Referring to claim 5, Elango has taught the processor of claim 1, wherein the arithmetic instruction takes a further operand specifying said at least one of the shared weights registers from amongst the set of shared weights registers (see sections 2.2.2.3 and 2.2.2.4 and note that weights are accessed for arithmetic instructions (adds and multiplication, or dot product.  Per section 7.1, weights are stored in L registers and thus they are identified by an operand of the arithmetic instructions performing the aforementioned math), and wherein said at least one of the shared weights registers comprises a subset of the shared weights registers from amongst a plurality of subsets, each subset holding a respective weights vector; and wherein said further operand selects from which subset to take the weights vector to use in said multiplication operation (see FIG.19.  There are multiple weight vector subsets.  And, as little as one register may be a subset of the total weight registers).
Referring to claim 6, Elango has taught the processor of claim 1, wherein said arithmetic instruction is an item selected from a list consisting of: a vector dot product instruction (see section 2.2.2.3), an accumulating vector dot product instruction, a matrix product instruction, an accumulating matrix product instruction, and a convolution instruction (see section 2.2.2.3).
Claim 18 is rejected for similar reasons as claim 1, mutatis mutandis.  Note that each set of registers for a respective thread is a register file (physical and/or virtual).  Thus, there are multiple register files.
Claims 20-23 are respectively rejected for similar reasons as claims 3-6, mutatis mutandis.
Claim 27 is mostly rejected for reasons set forth in the rejection of claim 1.  Further, note that each thread performs the dot product shown in section 2.2.2.3 on its respected portion of the image (in response to an inherent arithmetic instruction).  To carry this out, shared weights making up the weight filter would be used by each thread.  As such, Elango also anticipates the first and second arithmetic instructions based on first and second weights in shared weights registers to generate results to be stored in respective first and second destination registers.
Referring to claim 28, Elango has taught the method of claim 27, wherein executing the first arithmetic instruction comprises: running a program comprising the first arithmetic instruction on the processor through the execution unit (see section 6.2, first sentence, and section 7.1, and note the arithmetic instructions.  Instructions are inherently part of a program run through an execution unit of a processor).

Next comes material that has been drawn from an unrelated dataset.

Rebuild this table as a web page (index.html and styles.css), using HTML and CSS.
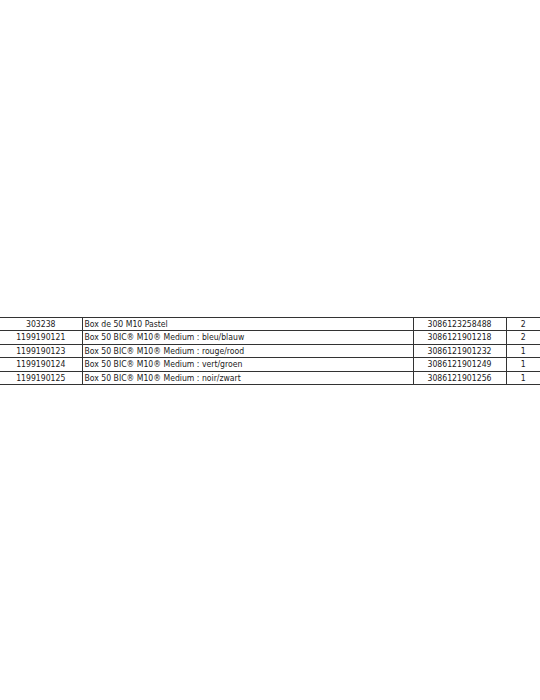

Claim Rejections - 35 USC § 103
The following is a quotation of 35 U.S.C. 103 which forms the basis for all obviousness rejections set forth in this Office action:
A patent for a claimed invention may not be obtained, notwithstanding that the claimed invention is not identically disclosed as set forth in section 102, if the differences between the claimed invention and the prior art are such that the claimed invention as a whole would have been obvious before the effective 

Claims 2 and 19 are rejected under 35 U.S.C. 103 as being unpatentable over Elango in view of the examiner’s taking of Official Notice.
Referring to claim 2, Elango has taught the processor of claim 1, but has not taught wherein said at least one of the shared weights registers is implicit from the opcode of the arithmetic instruction, not specified by any operand of the arithmetic instruction. However, implicit operands associated with an opcode, and not specified by a programmer are known in the art.  If an instruction does not include an explicit operand field, then the bits that would be used for such a field would be freed for some other purpose, if desired by a designed.  Further, a low-level programmer would not have to worry about specifying an operand, which could save time.  This is a known technique that could be used to improve Elango while also yielding predictable results.  That is, an operand field could be eliminated from an instruction in Elango, and the instruction configured to automatically access a predetermined operand with the needed weight.  As a result, it would have been obvious to one of ordinary skill in the art before the effective filing date of the claimed invention to modify Elango such that said at least one of the shared weights registers is implicit from the opcode of the arithmetic instruction, not specified by any operand of the arithmetic instruction.
Claim 19 is rejected for similar reasons as claim 2.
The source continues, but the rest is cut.